**Information supplied**
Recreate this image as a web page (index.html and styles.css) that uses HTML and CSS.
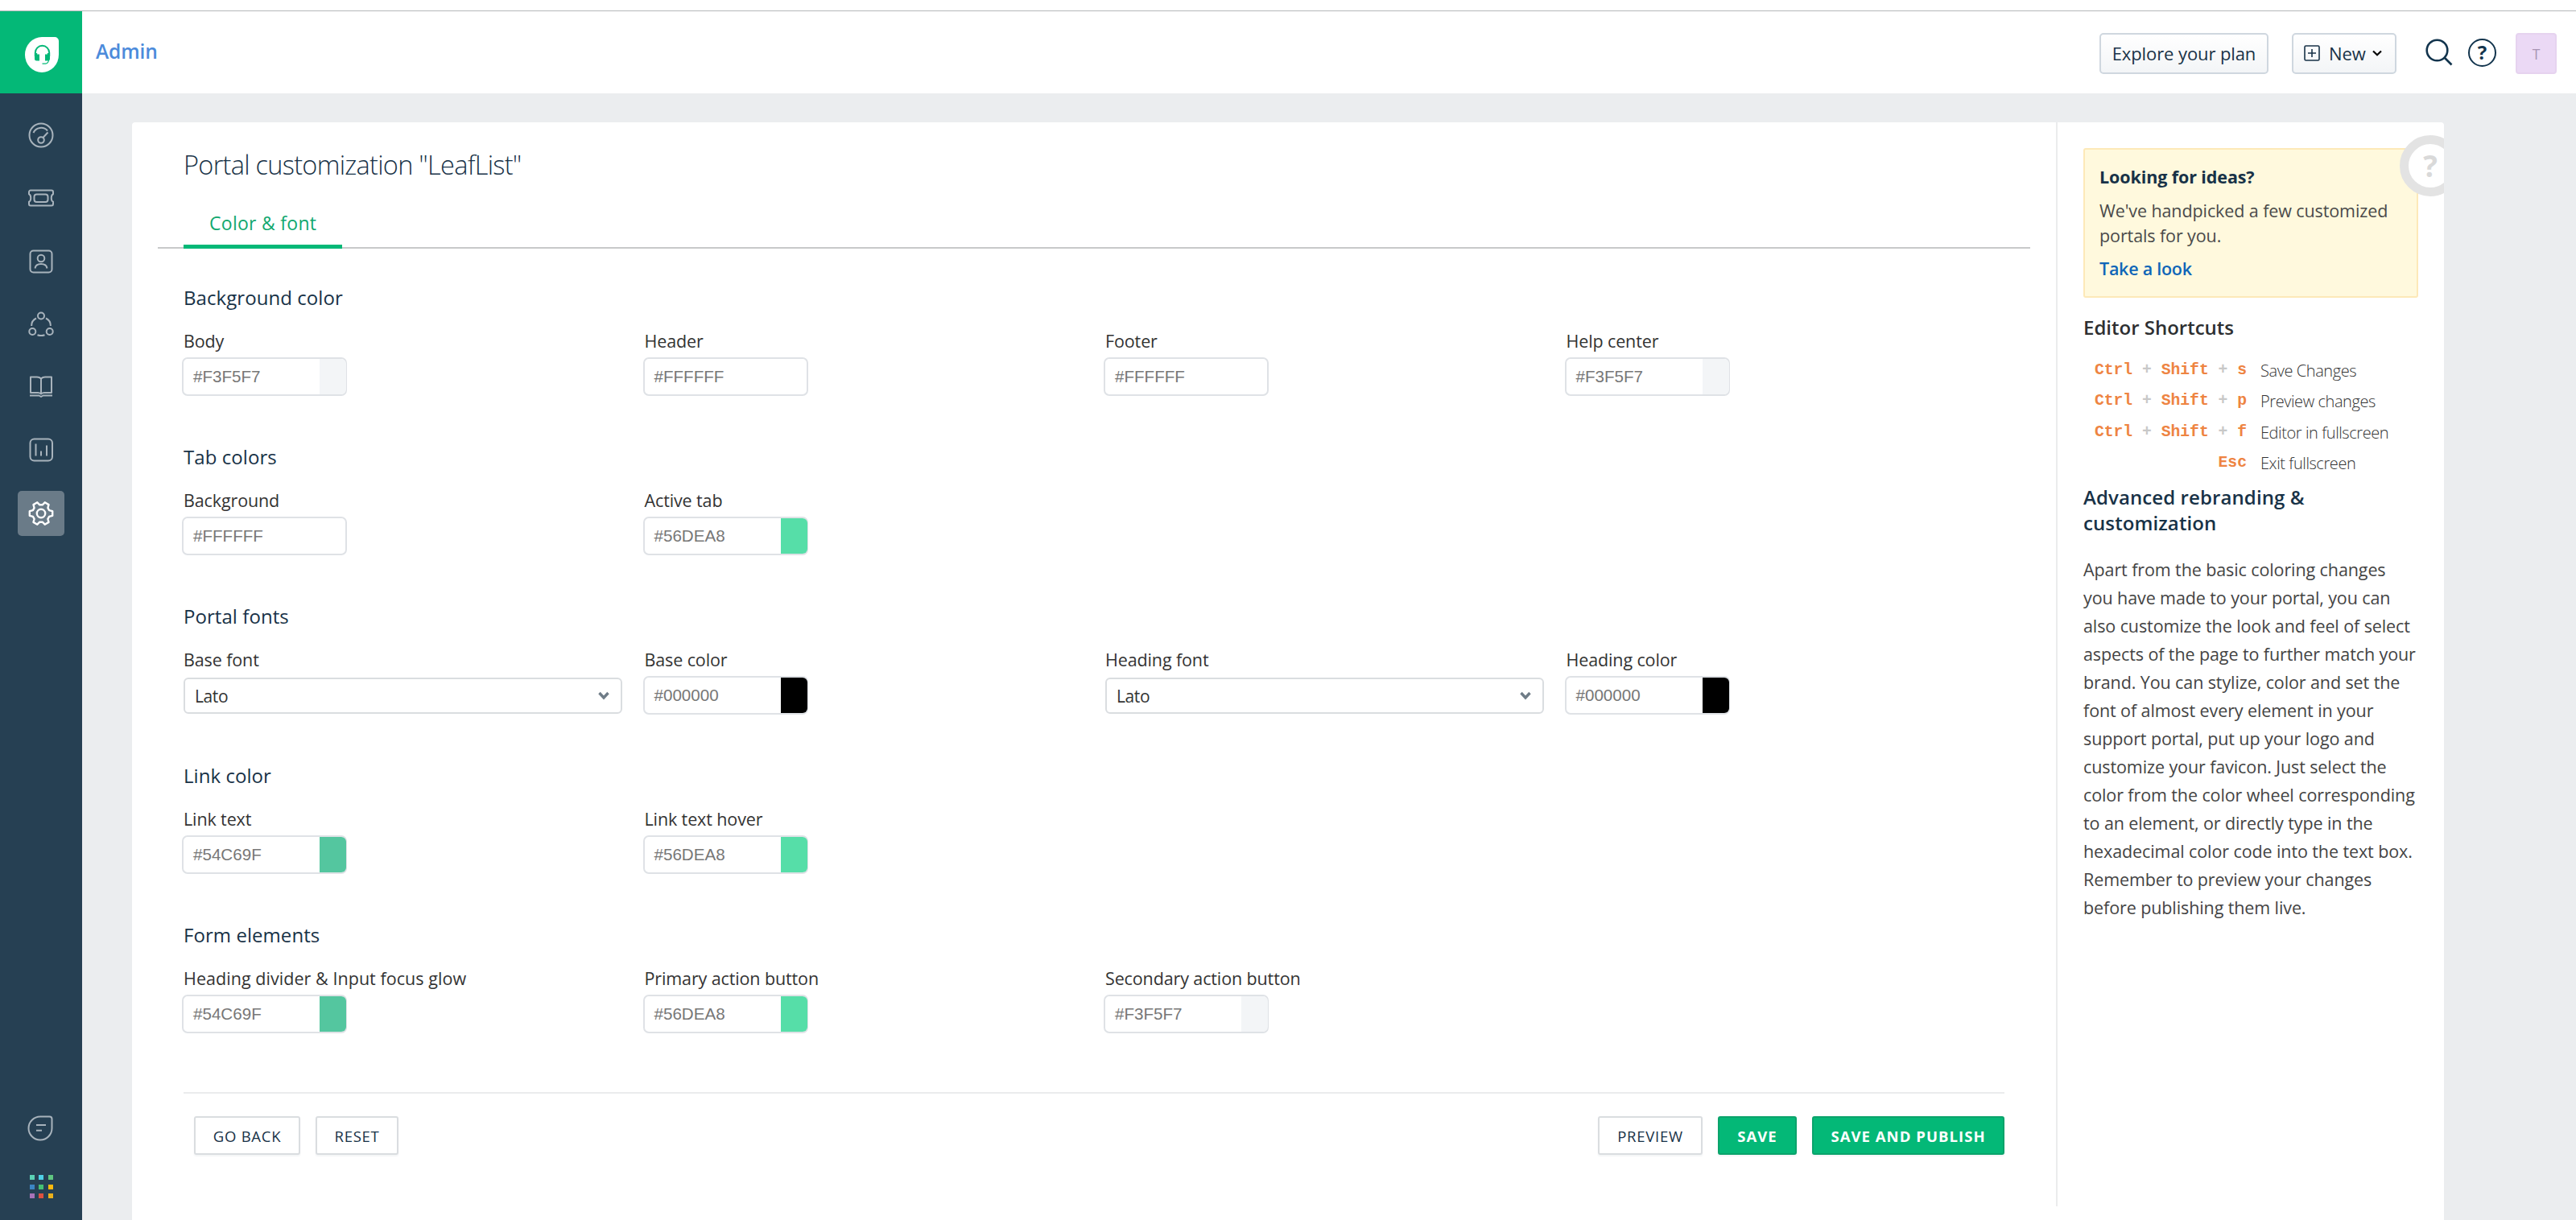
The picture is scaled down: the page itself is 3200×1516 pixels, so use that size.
FILE: index.html
```
<!DOCTYPE html>
<html lang="en">
<head>
    <meta charset="UTF-8">
    <meta name="viewport" content="width=device-width, initial-scale=1.0">
    <title>Portal customization</title>
    <link rel="stylesheet" href="styles.css">
</head>

<body>
    <div class="top-line"></div>
    <div class="app">
        <!-- Left navigation -->
        <nav class="sidebar">
            <a class="logo">
                <svg width="42" height="44" viewBox="0 0 42 44">
                    <path fill="#fff" d="M21 0H37a5 5 0 0 1 5 5V22a21 22 0 0 1-42 0A21 22 0 0 1 21 0Z"/>
                    <path fill="none" stroke="#04b877" stroke-width="2" d="M12.8 24v-4.500a8.600 8.600 0 0 1 17.400 0V24"/>
                    <path fill="#04b877" d="M12 20h3.200v1.500H18v8h-3.500A2.500 2.500 0 0 1 12 27ZM31 20h-3.200v1.500H25v8h3.500A2.500 2.500 0 0 0 31 27Z"/>
                    <path fill="none" stroke="#04b877" stroke-width="1.200" d="M29.500 29c-.5 3-2.500 4-4 4.200h-4"/>
                </svg>
            </a>
            <a class="nav-item">
                <svg width="32" height="32" viewBox="0 0 32 32">
                    <circle cx="16" cy="16" r="14.500"/>
                    <path d="M6.500 13a10.500 10.500 0 0 1 17.500-2.500M24.500 12.500l-6 6.500"/>
                    <circle cx="16" cy="22" r="3.800"/>
                </svg>
            </a>
            <a class="nav-item">
                <svg width="32" height="22" viewBox="0 0 32 22">
                    <path d="M3 1.500h26a2 2 0 0 1 2 2v2.800c-3 1.200-3 8.200 0 9.400v2.800a2 2 0 0 1-2 2H3a2 2 0 0 1-2-2v-2.800c3-1.200 3-8.200 0-9.400V3.500a2 2 0 0 1 2-2Z"/>
                    <rect x="7.500" y="6.500" width="17" height="9.500" rx="3"/>
                </svg>
            </a>
            <a class="nav-item">
                <svg width="30" height="30" viewBox="0 0 30 30">
                    <rect x="1.500" y="1.500" width="27" height="27" rx="4"/>
                    <circle cx="15" cy="11" r="4.300"/>
                    <path d="M7.500 23.500c.5-3.500 3.500-5.500 7.500-5.500s7 2 7.500 5.500"/>
                </svg>
            </a>
            <a class="nav-item">
                <svg width="32" height="32" viewBox="0 0 32 32">
                    <circle cx="16" cy="5.500" r="4"/>
                    <circle cx="5.300" cy="25" r="4"/>
                    <circle cx="26.700" cy="25" r="4"/>
                    <path d="M10 8.500C6 10.500 4 14 4.200 18M22 8.500c4 2 6 5.500 5.800 9.500M11.500 29.200c3 1.200 6 1.200 9 0"/>
                </svg>
            </a>
            <a class="nav-item">
                <svg width="30" height="28" viewBox="0 0 30 28">
                    <path d="M15 3.500C13.500 2 12 1.500 10 1.500H2V21h9c2 0 3 .5 4 1.500 1-1 2-1.500 4-1.500h9V1.500h-8c-2 0-3.500.5-5 2ZM15 3.500V22M1 24.500h11.500l2.500 1.500 2.500-1.500H29"/>
                </svg>
            </a>
            <a class="nav-item">
                <svg width="30" height="30" viewBox="0 0 30 30">
                    <rect x="1.500" y="1.500" width="27.500" height="27" rx="5"/>
                    <path d="M8.500 7.500v15M15 16.500v6M22 9.500v13"/>
                </svg>
            </a>
            <a class="nav-item active">
                <svg width="32" height="30" viewBox="0 0 32 30">
                    <path d="M26.100 11.100L30.200 12.200V17.800L26.100 18.900L24.400 21.800L25.500 25.900L20.700 28.700L17.700 25.700H14.300L11.300 28.700L6.500 25.900L7.600 21.800L5.900 18.900L1.800 17.800V12.200L5.900 11.100L7.600 8.200L6.500 4.100L11.300 1.300L14.300 4.300H17.700L20.700 1.300L25.500 4.100L24.400 8.200Z"/>
                    <circle cx="16" cy="15" r="5.200"/>
                </svg>
            </a>
            <div class="nav-bottom">
                <svg class="chat-icon" width="32" height="32" viewBox="0 0 32 32">
                    <path d="M16 1.500h11.500a3 3 0 0 1 3 3V16A14.500 14.500 0 1 1 16 1.500ZM11 12h12M11 18.800h7"/>
                </svg>
                <div class="apps-grid">
                    <i class="teal"></i><i class="cyan"></i><i class="lime"></i>
                    <i class="blue"></i><i class="green"></i><i class="yellow"></i>
                    <i class="purple"></i><i class="red"></i><i class="amber"></i>
                </div>
            </div>
        </nav>

        <div class="page">
            <header class="header">
                <span class="crumb">Admin</span>
                <div class="header-actions">
                    <button class="header-btn">Explore your plan</button>
                    <button class="header-btn new-btn">
                        <svg width="20" height="20" viewBox="0 0 20 20" fill="none" stroke="#183247" stroke-width="1.600">
                            <rect x="1" y="1" width="18" height="18" rx="1.500"/>
                            <path d="M10 5v10M5 10h10"/>
                        </svg>
                        <span>New</span>
                        <svg class="caret" width="12" height="8" viewBox="0 0 12 8" fill="none" stroke="#000" stroke-width="2.200"><path d="M1 1.500l5 4.700 5-4.700"/></svg>
                    </button>
                    <svg class="search-icon" width="34" height="34" viewBox="0 0 34 34" fill="none" stroke="#12344d" stroke-width="2.600">
                        <circle cx="14.500" cy="14.500" r="12.800"/>
                        <path d="M23.500 23.500l9 9"/>
                    </svg>
                    <span class="help-icon">?</span>
                    <span class="avatar">T</span>
                </div>
            </header>

            <main class="card">
                <section class="content">
                    <h1>Portal customization "LeafList"</h1>
                    <div class="tabs"><a class="tab">Color &amp; font</a></div>

                    <div class="group">
                        <h2>Background color</h2>
                        <div class="fields">
                            <div class="field"><label>Body</label><div class="color-box"><span>#F3F5F7</span><i class="swatch c-f3f5f7"></i></div></div>
                            <div class="field"><label>Header</label><div class="color-box"><span>#FFFFFF</span></div></div>
                            <div class="field"><label>Footer</label><div class="color-box"><span>#FFFFFF</span></div></div>
                            <div class="field"><label>Help center</label><div class="color-box"><span>#F3F5F7</span><i class="swatch c-f3f5f7"></i></div></div>
                        </div>
                    </div>

                    <div class="group">
                        <h2>Tab colors</h2>
                        <div class="fields">
                            <div class="field"><label>Background</label><div class="color-box"><span>#FFFFFF</span></div></div>
                            <div class="field"><label>Active tab</label><div class="color-box"><span>#56DEA8</span><i class="swatch c-56dea8"></i></div></div>
                        </div>
                    </div>

                    <div class="group">
                        <h2>Portal fonts</h2>
                        <div class="fields">
                            <div class="field"><label>Base font</label>
                                <div class="select-box"><span>Lato</span><svg width="16" height="11" viewBox="0 0 16 11" fill="none" stroke="#6f7c87" stroke-width="3.400"><path d="M2.500 2l5.500 6 5.500-6"/></svg></div>
                            </div>
                            <div class="field"><label>Base color</label><div class="color-box"><span>#000000</span><i class="swatch c-000000"></i></div></div>
                            <div class="field"><label>Heading font</label>
                                <div class="select-box"><span>Lato</span><svg width="16" height="11" viewBox="0 0 16 11" fill="none" stroke="#6f7c87" stroke-width="3.400"><path d="M2.500 2l5.500 6 5.500-6"/></svg></div>
                            </div>
                            <div class="field"><label>Heading color</label><div class="color-box"><span>#000000</span><i class="swatch c-000000"></i></div></div>
                        </div>
                    </div>

                    <div class="group">
                        <h2>Link color</h2>
                        <div class="fields">
                            <div class="field"><label>Link text</label><div class="color-box"><span>#54C69F</span><i class="swatch c-54c69f"></i></div></div>
                            <div class="field"><label>Link text hover</label><div class="color-box"><span>#56DEA8</span><i class="swatch c-56dea8"></i></div></div>
                        </div>
                    </div>

                    <div class="group">
                        <h2>Form elements</h2>
                        <div class="fields">
                            <div class="field"><label class="wide">Heading divider &amp; Input focus glow</label><div class="color-box"><span>#54C69F</span><i class="swatch c-54c69f"></i></div></div>
                            <div class="field"><label>Primary action button</label><div class="color-box"><span>#56DEA8</span><i class="swatch c-56dea8"></i></div></div>
                            <div class="field"><label>Secondary action button</label><div class="color-box"><span>#F3F5F7</span><i class="swatch c-f3f5f7"></i></div></div>
                        </div>
                    </div>

                    <div class="form-actions">
                        <button class="btn go-back">GO BACK</button>
                        <button class="btn reset">RESET</button>
                        <button class="btn preview">PREVIEW</button>
                        <button class="btn primary save">SAVE</button>
                        <button class="btn primary publish">SAVE AND PUBLISH</button>
                    </div>
                </section>

                <!-- Help column -->
                <aside class="help">
                    <div class="ideas">
                        <h3>Looking for ideas?</h3>
                        <p>We've handpicked a few customized portals for you.</p>
                        <a>Take a look</a>
                    </div>
                    <h4 class="shortcuts-title">Editor Shortcuts</h4>
                    <dl class="shortcuts">
                        <dt>Ctrl <em>+</em> Shift <em>+</em> s</dt><dd>Save Changes</dd>
                        <dt>Ctrl <em>+</em> Shift <em>+</em> p</dt><dd>Preview changes</dd>
                        <dt>Ctrl <em>+</em> Shift <em>+</em> f</dt><dd>Editor in fullscreen</dd>
                        <dt>Esc</dt><dd>Exit fullscreen</dd>
                    </dl>
                    <h4>Advanced rebranding &amp;<br>customization</h4>
                    <p class="about">Apart from the basic coloring changes<br>
                        you have made to your portal, you can<br>
                        also customize the look and feel of select<br>
                        aspects of the page to further match your<br>
                        brand. You can stylize, color and set the<br>
                        font of almost every element in your<br>
                        support portal, put up your logo and<br>
                        customize your favicon. Just select the<br>
                        color from the color wheel corresponding<br>
                        to an element, or directly type in the<br>
                        hexadecimal color code into the text box.<br>
                        Remember to preview your changes<br>
                        before publishing them live.</p>
                </aside>
                <span class="help-ring">?</span>
            </main>
        </div>
    </div>
</body>
</html>
```
FILE: styles.css
```
/* General styles */
* {
    box-sizing: border-box;
}

body {
    margin: 0;
    background-color: #fff;
    font-family: "Open Sans", "Noto Sans", sans-serif;
    font-size: 21.5px;
    color: #333;
}

h1, h2, h3, h4, p, dl, dd {
    margin: 0;
}

button {
    font-family: inherit;
    padding: 0;
}

.top-line {
    height: 14px;
    border-bottom: 1px solid #b5b7b9;
}

.app {
    display: flex;
    height: 1502px;
    overflow: hidden;
}

/* Left navigation */
.sidebar {
    width: 102px;
    background-color: #264053;
    display: flex;
    flex-direction: column;
    align-items: center;
}

.logo {
    width: 102px;
    height: 102px;
    padding: 32px 0 0 31px;
    margin-bottom: 24px;
    background-color: #04b877;
}

.nav-item {
    display: flex;
    align-items: center;
    justify-content: center;
    width: 58px;
    height: 56px;
    margin-bottom: 22.3px;
    border-radius: 5px;
}

.nav-item svg, .chat-icon {
    fill: none;
    stroke: #a8b3bc;
    stroke-width: 2;
    stroke-linejoin: round;
}

.nav-item.active {
    background-color: #6a7b88;
}

.nav-item.active svg {
    stroke: #fff;
    stroke-width: 2.4;
}

.nav-bottom {
    margin-top: auto;
    margin-bottom: 27px;
    display: flex;
    flex-direction: column;
    align-items: center;
    gap: 42px;
}

.chat-icon {
    margin-right: 3px;
}

.apps-grid {
    display: grid;
    grid-template-columns: repeat(3, 6px);
    grid-auto-rows: 6px;
    gap: 5.5px;
}

.teal { background-color: #5ad1b4; }
.cyan { background-color: #4fd0e6; }
.lime { background-color: #5fc680; }
.blue { background-color: #3c85c4; }
.green { background-color: #45c073; }
.yellow { background-color: #fbb90e; }
.purple { background-color: #a873b8; }
.red { background-color: #dd5140; }
.amber { background-color: #eab11c; }

/* Header */
.page {
    flex: 1;
    background-color: #ebedef;
}

.header {
    height: 102px;
    padding: 0 24px 0 17px;
    background-color: #fff;
    display: flex;
    align-items: center;
    justify-content: space-between;
}

.crumb {
    font-size: 24.5px;
    font-weight: 600;
    letter-spacing: -0.1px;
    color: #4c8bdb;
    padding-bottom: 4px;
}

.header-actions {
    display: flex;
    align-items: center;
    padding-top: 3px;
}

.header-btn {
    height: 51px;
    width: 210px;
    padding-bottom: 2px;
    border: 2px solid #cfd7df;
    border-radius: 5px;
    background-image: linear-gradient(#fff, #f3f5f7);
    font-size: 22px;
    font-weight: 500;
    letter-spacing: -0.1px;
    color: #183247;
}

.new-btn {
    display: flex;
    align-items: center;
    width: 130px;
    margin-left: 29px;
    padding-left: 13px;
}

.new-btn span {
    margin-left: 11px;
}

.caret {
    margin-left: 8px;
}

.search-icon {
    margin: 0 19px 3px 36px;
}

.help-icon {
    width: 35px;
    height: 35px;
    margin-bottom: 3px;
    border: 2.6px solid #12344d;
    border-radius: 50%;
    font-size: 24px;
    font-weight: 700;
    line-height: 30px;
    text-align: center;
    color: #12344d;
}

.avatar {
    width: 51px;
    height: 51px;
    margin-left: 24px;
    border: 2px solid #e6d3ef;
    border-radius: 4px;
    background-color: #ebd9f5;
    font-size: 17.5px;
    line-height: 49px;
    text-align: center;
    color: #a794b3;
}

/* Main card */
.card {
    position: relative;
    display: flex;
    height: 1364px;
    margin: 36px 164px 0 62px;
    background-color: #fff;
    border-radius: 4px 4px 0 0;
    overflow: hidden;
}

.content {
    width: 2392px;
    height: 1347px;
    padding: 29px 32px 0;
    border-right: 2px solid #ebeced;
}

h1 {
    margin-left: 32px;
    font-size: 32.5px;
    font-weight: 300;
    line-height: 48px;
    letter-spacing: -0.72px;
    color: #183247;
}

.tabs {
    display: flex;
    height: 80px;
    padding-left: 32px;
    margin-bottom: 45px;
    border-bottom: 2px solid #c8c9ca;
}

.tab {
    height: 80px;
    padding: 28px 32px 0;
    border-bottom: 5px solid #04b877;
    font-size: 23px;
    line-height: 40px;
    letter-spacing: 0.28px;
    color: #12a86f;
}

.group {
    height: 198px;
    padding-left: 32px;
}

h2 {
    margin-bottom: 23px;
    font-size: 24px;
    font-weight: 400;
    line-height: 32px;
    letter-spacing: 0.06px;
    color: #183247;
}

.fields {
    display: grid;
    grid-template-columns: repeat(4, 572.5px);
}

label {
    display: block;
    height: 35px;
    line-height: 30px;
    letter-spacing: -0.12px;
    white-space: nowrap;
}

label.wide {
    letter-spacing: 0.05px;
}

.color-box {
    display: flex;
    justify-content: space-between;
    width: 205px;
    height: 48px;
    margin-left: -2px;
    padding-left: 12px;
    border: 2px solid #dfe2e6;
    border-radius: 7px;
    font-family: "Liberation Sans", Arial, sans-serif;
    font-size: 20.6px;
    line-height: 44px;
    color: #777;
}

.swatch {
    width: 33px;
    margin-right: -1px;
    border-radius: 0 6px 6px 0;
}

.c-f3f5f7 { background-color: #f3f5f7; }
.c-56dea8 { background-color: #56dea8; }
.c-54c69f { background-color: #54c69f; }
.c-000000 { background-color: #000; }

.select-box {
    display: flex;
    align-items: center;
    justify-content: space-between;
    width: 545px;
    height: 45px;
    margin-top: 2px;
    padding: 0 13px 0 12px;
    border: 2px solid #dadde0;
    border-radius: 6px;
    font-size: 21px;
    letter-spacing: -0.4px;
}

/* Buttons under the form */
.form-actions {
    display: flex;
    gap: 19px;
    margin: 13px 32px 0;
    padding: 28px 0 0 13px;
    border-top: 2px solid #ebeced;
}

.btn {
    height: 48px;
    padding-top: 1px;
    border: 2px solid #dadde0;
    border-radius: 3px;
    background-color: #fff;
    box-shadow: 0 2px 2px rgba(24, 50, 71, 0.05);
    font-size: 18.5px;
    letter-spacing: 0.75px;
    color: #183247;
}

.go-back { width: 132px; }
.reset { width: 103px; }
.preview { width: 130px; margin-left: auto; }
.save { width: 98px; }
.publish { width: 239px; }

.primary {
    border-color: #0ba36b;
    background-color: #04b877;
    font-weight: 700;
    letter-spacing: 1.05px;
    color: #fff;
}

/* Help column */
.help {
    width: 480px;
    padding: 32px;
}

.ideas {
    height: 186px;
    padding: 18px 18px 0;
    border: 2px solid #fde9b8;
    border-radius: 3px;
    background-color: #fff9dd;
    line-height: 31px;
    letter-spacing: -0.1px;
}

.ideas h3 {
    margin-bottom: 10px;
    font-size: 21.5px;
    font-weight: 700;
    line-height: 32px;
    color: #183247;
}

.ideas p {
    margin-bottom: 10px;
    color: #4a4a4a;
}

.ideas a {
    font-weight: 600;
    letter-spacing: -0.25px;
    color: #0f66b8;
}

h4 {
    font-size: 24px;
    font-weight: 600;
    line-height: 32px;
    letter-spacing: 0.1px;
    color: #183247;
}

.shortcuts-title {
    margin: 20.5px 0 18px;
    letter-spacing: 0;
    color: #2d2f31;
}

.shortcuts {
    display: grid;
    grid-template-columns: 203px 1fr;
    column-gap: 17px;
    grid-auto-rows: 38.5px;
    line-height: 39px;
    margin-bottom: 7px;
}

.shortcuts dt {
    text-align: right;
    font-family: "Liberation Mono", "Courier New", monospace;
    font-size: 19.7px;
    font-weight: 700;
    line-height: 38px;
    color: #ee8442;
}

.shortcuts em {
    font-style: normal;
    color: #c8c8c8;
}

.shortcuts dd {
    font-size: 20px;
    font-weight: 300;
    letter-spacing: -0.42px;
}

.about {
    margin-top: 24px;
    line-height: 35px;
    letter-spacing: -0.1px;
    white-space: nowrap;
    color: #444;
}

/* Help bubble cut off by the card edge */
.help-ring {
    position: absolute;
    top: 16px;
    right: -21px;
    width: 76px;
    height: 76px;
    border: 11px solid #e3e3e3;
    border-radius: 50%;
    background-color: #fff;
    font-size: 37px;
    font-weight: 700;
    line-height: 54px;
    text-align: center;
    color: #d9d9d9;
}
```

**Required task**
Lines containing the string "image" are to be selected and copied.

**Answer in full**
Recreate this image as a web page (index.html and styles.css) that uses HTML and CSS.
    background-image: linear-gradient(#fff, #f3f5f7);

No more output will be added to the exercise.